3) O senhor destaca a criação de “células de produção e consumo circulares” como uma solução para logística reversa no Brasil. Poderia explicar como essas células funcionam na prática e quais setores poderiam se beneficiar mais desse modelo?

Vou dar um exemplo a partir da resposta anterior. Estamos conduzindo pesquisas na UFMG procurando formas de incorporar aos processos de produção módulos fotovoltaicos em final de vida útil, com destaque para o reaproveitamento do silício. As experiências que levantamos em outros países requerem alta tecnologia e custos em grandes plantas industriais. Em um país como o Brasil, o transporte de módulos por longas distâncias até estas plantas aumentaria bastante os custos, além de gerar mais impactos ambientais. Temos tentado criar sistemas de desmontagem simples, que possam ser realizados em pequenas comunidades que serão responsáveis por uma primeira etapa de separação, reduzindo o volume e o peso do material a ser separado com tecnologia mais sofisticada. De uma forma semelhante, é possível articular processos circulares, ainda que de forma limitada, em determinadas regiões, a partir de características econômicas e sociais locais.
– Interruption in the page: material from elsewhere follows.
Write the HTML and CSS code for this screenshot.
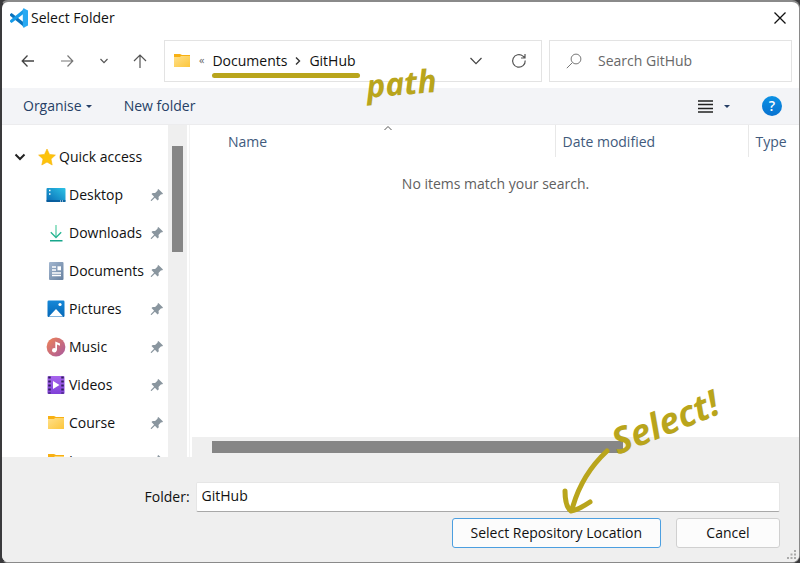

É uma abordagem que alguns pesquisadores chamam de “design sistêmico”, quando os recursos e processos existentes em determinado território são mapeados e se articulam no sentido de redução de desperdício e geração de resíduos no próprio território. Produção e consumo locais, em setores em que existe a expertise e a disponibilidade de recursos. O Brasil tem diferentes experiências de APLs (Arranjos Produtivos Locais) nas áreas de alimentos, móveis, calçados etc. que poderiam incorporar a circularidade como parâmetro de planejamento. É um princípio interessante que pode ser um caminho gradual para a economia circular no Brasil.